In connection with the public offering, we also issued warrants to Public Ventures, LLC, as underwriter of the public offering (“Public Ventures”), to purchase up to 369,660 shares of our common stock at an exercise price of $1.1375 per share as a consideration for the services provided (the “Underwriter Warrants”), the Underwriter Warrants will become exercisable 180 days after the execution of the Underwriting Agreement. The Underwriter Warrants will expire 5 years after the execution date of the Underwriting Agreement and may be exercised on a cashless basis based on a formula set forth therein.

Pursuant to the Underwriting Agreement, we also granted to Public Ventures an option, exercisable not later than 45 days after the execution of the Underwriting Agreement, to purchase from us (i) up to an additional 693,114 shares of common stock and accompanying Public Warrants to purchase up to 693,114 shares of common stock; or (ii) up to an additional 693,114 shares of common stock only (the “Over-Allotment Option”), representing up to 15% of the shares of common stock and Public Warrants, or common stock only, as the case may be, sold in the public offering for the purpose of covering the exercise of the Over-Allotment Option, if applicable.

On May 15, 2024, we issued an additional 693,114 shares of common stock and accompanying Public Warrants to purchase up to 693,114 shares of common stock pursuant to Public Ventures’ full exercise of the Over-Allotment Option (the “Over-Allotment Securities”) at a price of $0.92 per set of one share of common stock and accompanying Public Warrants, yielding an effective price of $0.91 per share of common stock and $0.01 per accompanying Public Warrant. In connection with the exercise of the Over-Allotment Option, we also issued to Public Ventures additional Underwriter Warrants to purchase up to 55,449 shares of common stock.

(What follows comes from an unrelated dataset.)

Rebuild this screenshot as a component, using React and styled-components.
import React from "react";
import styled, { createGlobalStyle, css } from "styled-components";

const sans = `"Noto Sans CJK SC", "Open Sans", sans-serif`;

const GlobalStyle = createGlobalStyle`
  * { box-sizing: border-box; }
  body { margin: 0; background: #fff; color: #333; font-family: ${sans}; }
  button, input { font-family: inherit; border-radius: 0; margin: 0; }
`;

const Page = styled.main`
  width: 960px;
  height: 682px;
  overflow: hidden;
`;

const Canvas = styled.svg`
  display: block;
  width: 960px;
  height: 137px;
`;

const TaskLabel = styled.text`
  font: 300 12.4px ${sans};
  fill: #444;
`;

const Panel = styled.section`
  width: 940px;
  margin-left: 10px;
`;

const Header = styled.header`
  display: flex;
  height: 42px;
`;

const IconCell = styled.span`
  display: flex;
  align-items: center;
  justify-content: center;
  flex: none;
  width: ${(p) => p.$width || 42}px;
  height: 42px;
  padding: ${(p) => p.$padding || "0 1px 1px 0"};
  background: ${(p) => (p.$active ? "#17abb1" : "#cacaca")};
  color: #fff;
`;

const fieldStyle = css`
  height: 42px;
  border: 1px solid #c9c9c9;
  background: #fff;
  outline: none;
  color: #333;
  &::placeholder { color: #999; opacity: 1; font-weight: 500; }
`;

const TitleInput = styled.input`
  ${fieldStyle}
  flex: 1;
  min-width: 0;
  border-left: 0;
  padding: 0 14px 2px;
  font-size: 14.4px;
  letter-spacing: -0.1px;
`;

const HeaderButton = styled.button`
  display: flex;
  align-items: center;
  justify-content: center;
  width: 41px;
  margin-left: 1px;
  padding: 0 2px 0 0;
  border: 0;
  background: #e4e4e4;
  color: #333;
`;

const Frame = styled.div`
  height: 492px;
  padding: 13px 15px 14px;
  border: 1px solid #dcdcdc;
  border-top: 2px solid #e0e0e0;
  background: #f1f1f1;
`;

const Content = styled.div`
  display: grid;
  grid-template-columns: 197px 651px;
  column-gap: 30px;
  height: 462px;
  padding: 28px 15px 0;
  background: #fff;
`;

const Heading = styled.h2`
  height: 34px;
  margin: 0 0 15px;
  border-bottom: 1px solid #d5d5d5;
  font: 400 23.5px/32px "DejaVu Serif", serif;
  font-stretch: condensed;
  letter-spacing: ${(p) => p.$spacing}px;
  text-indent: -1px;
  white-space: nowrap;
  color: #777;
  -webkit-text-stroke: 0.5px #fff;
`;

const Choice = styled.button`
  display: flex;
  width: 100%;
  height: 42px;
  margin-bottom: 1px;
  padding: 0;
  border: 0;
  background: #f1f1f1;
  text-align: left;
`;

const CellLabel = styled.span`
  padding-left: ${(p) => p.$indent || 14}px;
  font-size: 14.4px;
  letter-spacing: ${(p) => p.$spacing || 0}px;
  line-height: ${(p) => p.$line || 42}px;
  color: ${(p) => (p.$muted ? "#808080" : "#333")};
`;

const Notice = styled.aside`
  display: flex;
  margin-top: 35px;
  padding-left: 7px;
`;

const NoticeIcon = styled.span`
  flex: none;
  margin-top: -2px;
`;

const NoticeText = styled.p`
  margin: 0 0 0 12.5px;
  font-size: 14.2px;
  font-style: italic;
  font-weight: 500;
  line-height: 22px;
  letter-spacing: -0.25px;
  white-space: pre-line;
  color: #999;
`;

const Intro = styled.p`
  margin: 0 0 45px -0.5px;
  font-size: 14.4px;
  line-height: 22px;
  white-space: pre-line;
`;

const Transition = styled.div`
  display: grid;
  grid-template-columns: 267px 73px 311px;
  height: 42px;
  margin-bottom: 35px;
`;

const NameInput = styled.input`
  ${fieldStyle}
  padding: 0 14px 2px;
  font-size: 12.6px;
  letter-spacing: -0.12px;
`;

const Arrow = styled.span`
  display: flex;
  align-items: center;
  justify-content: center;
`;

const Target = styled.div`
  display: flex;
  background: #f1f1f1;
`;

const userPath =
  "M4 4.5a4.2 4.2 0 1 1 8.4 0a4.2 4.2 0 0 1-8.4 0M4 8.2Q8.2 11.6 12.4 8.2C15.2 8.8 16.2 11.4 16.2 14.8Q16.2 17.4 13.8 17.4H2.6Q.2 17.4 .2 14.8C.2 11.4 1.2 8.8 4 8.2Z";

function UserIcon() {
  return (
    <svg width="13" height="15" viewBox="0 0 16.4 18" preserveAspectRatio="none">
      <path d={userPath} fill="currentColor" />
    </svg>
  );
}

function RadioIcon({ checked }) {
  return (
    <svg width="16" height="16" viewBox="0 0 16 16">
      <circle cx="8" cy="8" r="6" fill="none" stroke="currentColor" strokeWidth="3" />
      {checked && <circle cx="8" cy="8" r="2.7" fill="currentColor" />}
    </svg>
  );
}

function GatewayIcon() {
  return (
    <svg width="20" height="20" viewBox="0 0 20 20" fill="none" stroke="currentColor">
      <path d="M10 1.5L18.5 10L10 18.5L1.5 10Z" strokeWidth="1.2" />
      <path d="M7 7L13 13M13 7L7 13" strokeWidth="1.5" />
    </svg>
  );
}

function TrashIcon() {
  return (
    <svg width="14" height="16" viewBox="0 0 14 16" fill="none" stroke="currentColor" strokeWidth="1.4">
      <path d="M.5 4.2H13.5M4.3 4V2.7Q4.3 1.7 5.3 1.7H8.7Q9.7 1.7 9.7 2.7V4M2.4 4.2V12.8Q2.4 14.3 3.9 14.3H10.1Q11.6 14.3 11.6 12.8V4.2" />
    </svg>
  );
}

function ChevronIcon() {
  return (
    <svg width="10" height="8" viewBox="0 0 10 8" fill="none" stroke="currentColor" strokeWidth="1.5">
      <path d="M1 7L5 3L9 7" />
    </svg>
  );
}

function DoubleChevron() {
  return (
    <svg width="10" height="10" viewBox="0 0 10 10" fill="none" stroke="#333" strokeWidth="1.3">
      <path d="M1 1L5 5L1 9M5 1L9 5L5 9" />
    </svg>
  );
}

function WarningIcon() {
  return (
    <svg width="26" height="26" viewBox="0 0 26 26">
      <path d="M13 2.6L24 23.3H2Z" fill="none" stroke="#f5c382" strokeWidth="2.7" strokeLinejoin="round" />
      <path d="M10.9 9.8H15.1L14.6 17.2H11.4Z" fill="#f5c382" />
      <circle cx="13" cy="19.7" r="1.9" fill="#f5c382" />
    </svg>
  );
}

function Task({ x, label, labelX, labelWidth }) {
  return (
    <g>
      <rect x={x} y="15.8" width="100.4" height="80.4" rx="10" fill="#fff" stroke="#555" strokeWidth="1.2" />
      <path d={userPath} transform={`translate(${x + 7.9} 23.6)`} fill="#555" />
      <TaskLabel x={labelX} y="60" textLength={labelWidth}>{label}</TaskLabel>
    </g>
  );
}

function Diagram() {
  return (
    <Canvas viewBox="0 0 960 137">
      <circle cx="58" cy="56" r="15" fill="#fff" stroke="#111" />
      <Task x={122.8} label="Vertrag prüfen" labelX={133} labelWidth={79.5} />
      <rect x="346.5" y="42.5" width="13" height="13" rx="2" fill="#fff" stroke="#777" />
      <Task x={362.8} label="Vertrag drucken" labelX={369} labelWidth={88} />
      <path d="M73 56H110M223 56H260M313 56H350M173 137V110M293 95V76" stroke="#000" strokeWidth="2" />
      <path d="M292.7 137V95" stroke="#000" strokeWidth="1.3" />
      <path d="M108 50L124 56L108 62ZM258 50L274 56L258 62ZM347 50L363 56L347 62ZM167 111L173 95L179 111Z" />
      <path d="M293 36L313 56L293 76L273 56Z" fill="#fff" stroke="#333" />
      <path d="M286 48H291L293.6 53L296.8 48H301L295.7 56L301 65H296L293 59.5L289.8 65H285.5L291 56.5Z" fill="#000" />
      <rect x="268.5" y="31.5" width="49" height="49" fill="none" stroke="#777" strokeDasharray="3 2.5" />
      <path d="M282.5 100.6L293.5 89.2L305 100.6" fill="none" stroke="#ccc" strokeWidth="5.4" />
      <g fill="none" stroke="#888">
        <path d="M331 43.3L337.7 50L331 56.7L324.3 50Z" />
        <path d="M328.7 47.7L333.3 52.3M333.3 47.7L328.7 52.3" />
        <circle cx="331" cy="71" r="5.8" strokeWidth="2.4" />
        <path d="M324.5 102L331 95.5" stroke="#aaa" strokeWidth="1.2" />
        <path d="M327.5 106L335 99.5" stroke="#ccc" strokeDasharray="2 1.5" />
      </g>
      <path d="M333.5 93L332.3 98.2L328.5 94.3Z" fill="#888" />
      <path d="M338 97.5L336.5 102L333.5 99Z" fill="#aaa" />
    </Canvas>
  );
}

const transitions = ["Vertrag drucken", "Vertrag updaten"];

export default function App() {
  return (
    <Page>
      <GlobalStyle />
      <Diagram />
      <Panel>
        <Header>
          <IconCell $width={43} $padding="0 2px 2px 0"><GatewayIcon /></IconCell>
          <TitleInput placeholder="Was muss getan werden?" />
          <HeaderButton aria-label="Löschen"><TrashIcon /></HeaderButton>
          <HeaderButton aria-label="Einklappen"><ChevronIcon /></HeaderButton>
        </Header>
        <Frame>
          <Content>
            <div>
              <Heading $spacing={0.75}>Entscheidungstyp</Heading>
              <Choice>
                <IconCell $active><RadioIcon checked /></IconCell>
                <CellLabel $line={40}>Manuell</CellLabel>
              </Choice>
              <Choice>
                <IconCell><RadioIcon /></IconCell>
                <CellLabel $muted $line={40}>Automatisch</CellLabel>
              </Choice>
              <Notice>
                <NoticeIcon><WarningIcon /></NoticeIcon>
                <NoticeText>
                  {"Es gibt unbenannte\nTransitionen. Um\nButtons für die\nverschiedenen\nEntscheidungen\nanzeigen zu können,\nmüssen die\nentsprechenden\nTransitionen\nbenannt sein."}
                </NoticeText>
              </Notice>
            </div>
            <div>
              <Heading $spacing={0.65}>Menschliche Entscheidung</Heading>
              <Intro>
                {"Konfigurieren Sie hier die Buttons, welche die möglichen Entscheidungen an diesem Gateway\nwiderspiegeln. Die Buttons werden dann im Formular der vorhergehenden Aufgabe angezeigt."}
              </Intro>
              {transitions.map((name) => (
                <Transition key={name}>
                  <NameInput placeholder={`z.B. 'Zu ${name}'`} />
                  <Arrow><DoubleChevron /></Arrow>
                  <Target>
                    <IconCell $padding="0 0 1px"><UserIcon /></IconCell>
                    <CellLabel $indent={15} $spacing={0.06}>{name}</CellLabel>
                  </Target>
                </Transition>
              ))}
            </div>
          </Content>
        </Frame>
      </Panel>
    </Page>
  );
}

Concurrent Private Placement

In a private placement that was completed concurrently with the public offering described above, in accordance with a Securities Purchase Agreement, dated April 19, 2024, and subsequently amended on April 22, 2024 (as amended, the “Purchase Agreement”), we also issued to one accredited investor (i) 2,249,763 shares of common stock (the “Private Shares”), (ii) pre-funded warrants (the “Pre-Funded Warrants”) to purchase up to 3,155,642 shares of common stock, and (iii) redeemable warrants (the “Private Warrants”) to purchase up to 8,108,106 shares of common stock. The Pre-Funded Warrants are each exercisable for one share of common stock at an exercise price of $0.0001 per share and will expire when exercised in full. We are prohibited from effecting an exercise of any Pre-Funded Warrants to the extent that such exercise would result in the number of shares of common stock beneficially owned by the holder and its affiliates exceeding 4.99% (or 9.99% at election of the holder) of the total number of shares of common stock outstanding immediately after giving effect to the exercise, which percentage may be increased or decreased at the holder’s election not to exceed 9.99%.

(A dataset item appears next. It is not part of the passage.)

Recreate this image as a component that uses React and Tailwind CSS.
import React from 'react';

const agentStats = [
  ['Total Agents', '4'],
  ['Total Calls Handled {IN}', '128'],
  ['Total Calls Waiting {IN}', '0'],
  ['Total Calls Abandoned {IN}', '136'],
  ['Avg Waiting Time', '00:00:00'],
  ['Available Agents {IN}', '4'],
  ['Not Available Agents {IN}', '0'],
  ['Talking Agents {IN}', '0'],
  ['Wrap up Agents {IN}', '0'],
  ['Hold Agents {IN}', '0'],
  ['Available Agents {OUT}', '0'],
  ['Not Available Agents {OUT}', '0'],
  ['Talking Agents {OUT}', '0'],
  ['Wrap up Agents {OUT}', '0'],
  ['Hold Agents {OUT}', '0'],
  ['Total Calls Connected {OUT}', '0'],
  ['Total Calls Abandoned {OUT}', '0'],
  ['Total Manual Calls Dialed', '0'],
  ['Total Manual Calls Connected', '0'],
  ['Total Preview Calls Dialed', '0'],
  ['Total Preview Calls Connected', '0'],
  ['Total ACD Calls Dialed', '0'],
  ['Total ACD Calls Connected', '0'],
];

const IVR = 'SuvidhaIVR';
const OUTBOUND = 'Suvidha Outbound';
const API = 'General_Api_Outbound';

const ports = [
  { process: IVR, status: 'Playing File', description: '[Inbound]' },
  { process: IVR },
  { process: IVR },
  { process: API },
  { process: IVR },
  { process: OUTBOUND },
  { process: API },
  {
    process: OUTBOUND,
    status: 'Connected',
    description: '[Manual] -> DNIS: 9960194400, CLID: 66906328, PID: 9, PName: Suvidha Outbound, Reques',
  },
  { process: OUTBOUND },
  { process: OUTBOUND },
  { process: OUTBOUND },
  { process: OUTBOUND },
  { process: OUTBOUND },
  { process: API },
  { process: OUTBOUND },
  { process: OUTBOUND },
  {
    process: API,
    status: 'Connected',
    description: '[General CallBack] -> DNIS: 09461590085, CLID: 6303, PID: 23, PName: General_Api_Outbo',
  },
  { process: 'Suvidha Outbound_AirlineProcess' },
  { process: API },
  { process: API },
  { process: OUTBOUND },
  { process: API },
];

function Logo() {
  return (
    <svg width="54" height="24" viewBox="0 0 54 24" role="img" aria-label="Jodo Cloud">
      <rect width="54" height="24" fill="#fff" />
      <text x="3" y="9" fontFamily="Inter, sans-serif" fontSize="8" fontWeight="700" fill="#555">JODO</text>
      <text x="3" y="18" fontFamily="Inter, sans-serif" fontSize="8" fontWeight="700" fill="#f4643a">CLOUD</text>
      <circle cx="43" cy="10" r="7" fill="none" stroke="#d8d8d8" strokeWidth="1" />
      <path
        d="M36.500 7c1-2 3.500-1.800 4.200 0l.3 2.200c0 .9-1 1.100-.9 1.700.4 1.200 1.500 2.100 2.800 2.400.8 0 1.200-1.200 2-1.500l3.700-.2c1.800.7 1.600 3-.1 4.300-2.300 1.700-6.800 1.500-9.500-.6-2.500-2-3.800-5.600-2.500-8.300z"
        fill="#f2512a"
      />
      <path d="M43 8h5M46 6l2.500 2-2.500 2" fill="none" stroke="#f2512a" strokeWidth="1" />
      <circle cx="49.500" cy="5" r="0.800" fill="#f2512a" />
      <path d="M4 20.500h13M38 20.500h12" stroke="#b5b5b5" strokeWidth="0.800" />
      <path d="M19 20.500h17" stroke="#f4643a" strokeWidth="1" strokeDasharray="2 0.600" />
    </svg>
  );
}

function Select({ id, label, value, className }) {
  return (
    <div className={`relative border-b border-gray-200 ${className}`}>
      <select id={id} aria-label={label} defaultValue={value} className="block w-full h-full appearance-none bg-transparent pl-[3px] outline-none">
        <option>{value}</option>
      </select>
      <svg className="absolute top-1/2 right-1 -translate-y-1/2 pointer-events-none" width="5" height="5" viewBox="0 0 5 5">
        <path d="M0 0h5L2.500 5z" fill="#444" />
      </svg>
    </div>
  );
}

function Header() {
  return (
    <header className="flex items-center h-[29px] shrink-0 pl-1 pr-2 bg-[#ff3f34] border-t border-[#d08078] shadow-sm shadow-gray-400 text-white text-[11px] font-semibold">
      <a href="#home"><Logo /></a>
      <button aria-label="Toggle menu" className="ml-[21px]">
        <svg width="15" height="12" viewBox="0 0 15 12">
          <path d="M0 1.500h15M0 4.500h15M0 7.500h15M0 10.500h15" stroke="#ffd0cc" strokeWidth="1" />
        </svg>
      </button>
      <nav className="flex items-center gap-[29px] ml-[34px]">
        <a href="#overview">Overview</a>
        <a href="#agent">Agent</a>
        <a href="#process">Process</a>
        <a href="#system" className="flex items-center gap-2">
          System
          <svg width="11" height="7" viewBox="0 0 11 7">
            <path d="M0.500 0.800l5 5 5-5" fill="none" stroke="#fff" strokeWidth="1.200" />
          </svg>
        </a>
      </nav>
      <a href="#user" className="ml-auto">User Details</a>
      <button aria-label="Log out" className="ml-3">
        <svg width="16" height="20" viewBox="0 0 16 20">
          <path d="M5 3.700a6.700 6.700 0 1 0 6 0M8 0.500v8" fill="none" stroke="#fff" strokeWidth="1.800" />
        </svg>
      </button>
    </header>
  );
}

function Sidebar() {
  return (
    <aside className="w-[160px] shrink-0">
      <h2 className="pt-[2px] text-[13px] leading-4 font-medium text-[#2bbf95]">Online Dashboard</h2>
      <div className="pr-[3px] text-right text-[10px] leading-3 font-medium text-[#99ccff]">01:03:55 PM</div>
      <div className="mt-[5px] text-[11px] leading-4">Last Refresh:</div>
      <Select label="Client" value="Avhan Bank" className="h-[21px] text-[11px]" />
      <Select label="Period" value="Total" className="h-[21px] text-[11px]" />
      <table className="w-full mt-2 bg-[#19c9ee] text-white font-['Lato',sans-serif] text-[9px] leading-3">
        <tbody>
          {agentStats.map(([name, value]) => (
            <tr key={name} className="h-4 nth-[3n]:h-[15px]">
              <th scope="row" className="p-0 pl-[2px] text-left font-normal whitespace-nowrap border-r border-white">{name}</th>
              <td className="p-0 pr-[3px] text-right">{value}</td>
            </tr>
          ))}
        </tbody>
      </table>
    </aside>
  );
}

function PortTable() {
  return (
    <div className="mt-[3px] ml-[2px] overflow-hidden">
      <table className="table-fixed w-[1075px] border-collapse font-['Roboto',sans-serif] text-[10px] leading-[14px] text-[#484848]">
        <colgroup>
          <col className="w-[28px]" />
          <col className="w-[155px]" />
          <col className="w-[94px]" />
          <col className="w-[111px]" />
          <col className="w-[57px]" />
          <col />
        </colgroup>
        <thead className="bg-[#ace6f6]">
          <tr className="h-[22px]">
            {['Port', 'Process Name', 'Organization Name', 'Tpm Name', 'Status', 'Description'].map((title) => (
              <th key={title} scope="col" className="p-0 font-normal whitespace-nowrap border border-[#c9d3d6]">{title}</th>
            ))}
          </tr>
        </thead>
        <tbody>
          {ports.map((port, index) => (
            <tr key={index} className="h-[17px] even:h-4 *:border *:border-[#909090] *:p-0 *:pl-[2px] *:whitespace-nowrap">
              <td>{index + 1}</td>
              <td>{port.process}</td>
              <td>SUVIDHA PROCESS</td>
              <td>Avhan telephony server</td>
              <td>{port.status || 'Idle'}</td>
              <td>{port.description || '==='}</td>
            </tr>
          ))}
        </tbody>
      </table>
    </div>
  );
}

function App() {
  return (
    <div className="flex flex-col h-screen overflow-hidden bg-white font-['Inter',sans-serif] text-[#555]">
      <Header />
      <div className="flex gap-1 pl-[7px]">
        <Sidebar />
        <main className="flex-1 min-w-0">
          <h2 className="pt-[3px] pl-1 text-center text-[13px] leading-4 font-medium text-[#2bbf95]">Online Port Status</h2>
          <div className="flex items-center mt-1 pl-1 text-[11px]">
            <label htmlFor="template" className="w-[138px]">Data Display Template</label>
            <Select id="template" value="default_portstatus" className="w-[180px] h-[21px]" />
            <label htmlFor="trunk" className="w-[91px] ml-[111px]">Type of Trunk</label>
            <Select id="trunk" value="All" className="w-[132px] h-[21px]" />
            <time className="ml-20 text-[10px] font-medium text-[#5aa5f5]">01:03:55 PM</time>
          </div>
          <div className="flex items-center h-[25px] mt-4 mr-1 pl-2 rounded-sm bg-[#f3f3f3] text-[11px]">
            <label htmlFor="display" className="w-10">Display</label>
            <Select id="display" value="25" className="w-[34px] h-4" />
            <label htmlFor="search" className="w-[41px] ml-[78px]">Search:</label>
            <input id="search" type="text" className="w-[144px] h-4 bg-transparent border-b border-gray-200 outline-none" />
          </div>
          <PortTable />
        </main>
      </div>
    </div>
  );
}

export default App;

The Private Warrants were offered and sold at the rate of three Private Warrant for every two shares of common stock (or Pre-Funded Warrants in lieu thereof) purchased in the private placement. The offering prices in the private placement per set of securities was $0.91 per share and $0.01 per accompanying Private Warrant, or $0.9099 per Pre-Funded Warrant and $0.01 per accompanying Private Warrant, as applicable. The Private Warrants will be exercisable at an exercise price of $1.05 per share, will be exercisable 6 months after issuance and will expire 5 years from the date of issuance. The Private Warrants are also redeemable on the same terms as the Public Warrants, provided that there is an effective registration statement covering the resale of the shares issuable upon exercise of the Private Warrants. The Pre-Funded Warrants are immediately exercisable upon issuance and will expire when exercised in full.

In connection with the private placement, we also issued Public Ventures, as our exclusive placement agent, warrants to purchase up to 432,432 shares of our common stock at an exercise price of $1.1375 per share as a consideration for the services provided (the “Placement Agent Warrants”). The Placement Agent Warrants will be exercisable 180 days after the execution of the Purchase Agreement, expire 5 years after the date of the Purchase Agreement and may be exercised on a cashless basis based on a formula set forth therein.

The public offering and the concurrent private placement resulted in combined gross proceeds of approximately $9.3 million, and net proceeds of approximately $8.1 million. The sale of the Over-Allotment Securities resulted in additional gross and net proceeds of approximately $0.6 million, respectively.